I am a product of African American girl meets Puerto Rican man sprinkled with Cherokee Indian. Until the age of six years old, I was oblivious to what I now know to be my ethnicity. Of course I recognized the different skin tones, but was made fully aware of my "blackness" when I was in the seventh grade. I can recall not getting an invitation to a slumber party being held by one of my Caucasian associates and being secretly informed by one of the other guests that would be attending that "I was not invited because I had a black family."

I had two groups of friends, a Caucasian crowd and an African American circle, both sets had me continuously struggling to strengthen my self-esteem and contemplating my identity. During my younger years, I thought we were all equal. I quickly learned during my adolescent years that the intent may have been that "all men are created equal" but I think it's more accurate to believe that most people attribute equality to like for like within social status, income, position, education and background. The more your life is aligned with mine, the more we become equals.

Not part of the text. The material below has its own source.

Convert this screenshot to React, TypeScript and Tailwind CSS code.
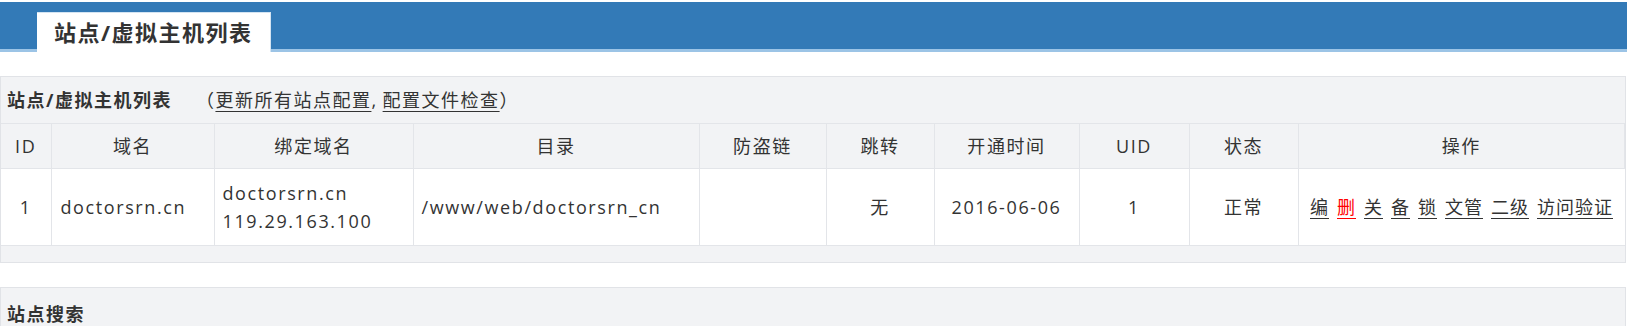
const columns = [
  { name: "ID", width: "w-[50px]" },
  { name: "域名", width: "w-[163px]" },
  { name: "绑定域名", width: "w-[199px]" },
  { name: "目录", width: "w-[286px]" },
  { name: "防盗链", width: "w-[127px]" },
  { name: "跳转", width: "w-[108px]" },
  { name: "开通时间", width: "w-[145px]" },
  { name: "UID", width: "w-[110px]" },
  { name: "状态", width: "w-[109px]" },
  { name: "操作", width: "" },
];

const actions = [
  { label: "编", red: false },
  { label: "删", red: true },
  { label: "关", red: false },
  { label: "备", red: false },
  { label: "锁", red: false },
  { label: "文管", red: false },
  { label: "二级", red: false },
  { label: "访问验证", red: false },
];

const cell = "border border-[#e3e5e9] h-[77px] py-0 leading-[28px]";

const App = () => {
  return (
    <div
      className="w-[1627px] pt-[2px] text-[18px] text-[#333] tracking-[1.6px]"
      style={{ fontFamily: '"Open Sans", "Noto Sans CJK SC", sans-serif' }}
    >
      <div className="h-[50px] bg-[#337ab7] border-b-[3px] border-[#9cc4e6] flex items-end pl-[37px]">
        <div className="h-[40px] -mb-[3px] w-[234px] bg-white border-t border-r border-[#d4e4f2] flex items-center pl-[17px] text-[22px] font-bold tracking-[1.5px]">
          站点/虚拟主机列表
        </div>
      </div>

      <div className="mt-[24px] w-[1626px] bg-[#f2f3f5] border border-[#e1e3e7] pb-[16px]">
        <div className="h-[46px] flex items-center pl-[6px] tracking-[1.5px]">
          <span className="font-bold">站点/虚拟主机列表</span>
          <span className="ml-[24px]">（ </span>
          <a className="underline underline-offset-[4px] decoration-1">更新所有站点配置</a>
          <span>, </span>
          <a className="ml-[5px] underline underline-offset-[4px] decoration-1">配置文件检查</a>
          <span> ）</span>
        </div>
        <table className="w-full table-fixed border-collapse">
          <colgroup>
            {columns.map(({ name, width }) => (
              <col key={name} className={width} />
            ))}
          </colgroup>
          <thead>
            <tr>
              {columns.map(({ name }) => (
                <th
                  key={name}
                  className="border border-[#e3e5e9] border-l-0 h-[45px] p-0 leading-[28px] font-normal text-center"
                >
                  {name}
                </th>
              ))}
            </tr>
          </thead>
          <tbody className="bg-white">
            <tr>
              <td className={`${cell} text-center border-l-0`}>1</td>
              <td className={`${cell} pl-[9px]`}>doctorsrn.cn</td>
              <td className={`${cell} pl-[8px]`}>
                doctorsrn.cn
                <br />
                119.29.163.100
              </td>
              <td className={`${cell} pl-[8px]`}>/www/web/doctorsrn_cn</td>
              <td className={cell}></td>
              <td className={`${cell} text-center`}>无</td>
              <td className={`${cell} text-center`}>2016-06-06</td>
              <td className={`${cell} text-center`}>1</td>
              <td className={`${cell} text-center`}>正常</td>
              <td className={`${cell} text-center border-r-0 whitespace-nowrap tracking-[1px]`}>
                {actions.map(({ label, red }) => (
                  <a
                    key={label}
                    className={`mx-[4px] underline underline-offset-[4px] decoration-1 ${
                      red ? "text-[#ff0000]" : ""
                    }`}
                  >
                    {label}
                  </a>
                ))}
              </td>
            </tr>
          </tbody>
        </table>
      </div>

      <div className="mt-[24px] w-[1626px] bg-[#f2f3f5] border border-[#e1e3e7]">
        <div className="h-[52px] flex items-center pl-[6px] font-bold tracking-[1.5px]">站点搜索</div>
      </div>
    </div>
  );
};

export default App;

Sometimes I wonder how many compliments (from males or females,) traffic tickets I've avoided, preferred treatment or promotions I received were as a result of being "Light black in America." One thing I've noticed through the years is there is no in-between treatment toward the fairer skin. Most people will either give you preferred approval or discriminatory rejection solely based on your skin tone. I've been both a victim and a victor of being "Light Black in America."

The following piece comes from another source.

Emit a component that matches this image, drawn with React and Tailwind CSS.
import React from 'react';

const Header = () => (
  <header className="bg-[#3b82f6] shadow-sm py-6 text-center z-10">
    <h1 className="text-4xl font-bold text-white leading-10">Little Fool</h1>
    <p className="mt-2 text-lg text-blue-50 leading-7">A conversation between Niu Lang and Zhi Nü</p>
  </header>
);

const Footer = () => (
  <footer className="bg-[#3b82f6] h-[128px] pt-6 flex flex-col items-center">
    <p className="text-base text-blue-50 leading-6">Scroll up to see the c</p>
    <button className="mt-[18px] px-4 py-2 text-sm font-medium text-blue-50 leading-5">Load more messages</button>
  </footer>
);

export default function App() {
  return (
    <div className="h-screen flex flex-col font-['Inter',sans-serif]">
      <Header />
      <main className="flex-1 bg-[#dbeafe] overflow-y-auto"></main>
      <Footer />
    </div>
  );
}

Life's experiences can be traumatizing, rewarding and or fulfilling. I can recall being selected to play Snow White for my elementary school play. I also vividly remember losing a good friend because of the drama teacher's selection. Truth be told, my friend was better than I was in acting class, however, I guess I "looked" more the part. Throughout grade school, I was often selected for various plays, pageants and received preferred treatment. Now that I'm an adult and can reflect back with wisdom, I know that it was mostly due to my complexion. Yes, I went to a fine arts elementary school, so I did have talent. However, I can honestly say that the majority of the time my competition should have been selected.

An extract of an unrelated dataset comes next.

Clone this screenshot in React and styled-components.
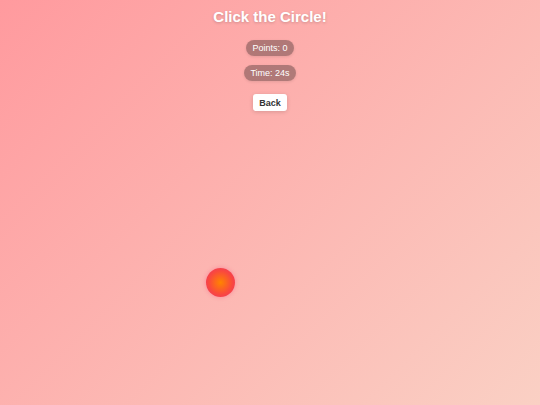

America is color-struck. I think that some people promote, elect and hire fair-skinned individuals to make them feel like diversity, equality and justice is fair across the board to everyone. Recently I had a discussion with a group of people concerning a comment about "superheroes being white" and therefore should not be portrayed by African Americans. Why is that even a topic of interest? In my opinion, it's shallow, unmerited and a weak excuse to cover up a prejudice within an individual who clearly does not value all human life.

Black is the new victim. Actually, it has always been a victim. It is considered to be grim, unappealing, negative, scary, uneducated, lazy, rebellious and less-than. Even though I am fair-skinned, I have encountered sad situations that have grouped me into the "Black in America" stereotype. On more than one occasion, there have been those that have mistaken me for Caucasian and after I reveal my proud black heritage, they have a change in demeanor. I'm aware of the "one drop" policy. It amuses me.

If I had a penny for every time I have been asked "what am I," I'd be a millionaire. My response is why does it matter? If you are going to befriend me, do so. If you are going to hire me, what difference does it make regarding my ethnicity? If you want to award me the part in a play, do it because I am the best choice for the part. Some may think that being lighter in complexion has its rewards. I beg to differ. My issues, struggles, anguish and concerns are no different. There will always be those that have a superiority complex and think that they are better due to their skin-tone. The best ways to handle bullying, racism and negativity is to succeed, exceed and proceed. That is exactly what THIS "Light Black in America" is resolved to do every day.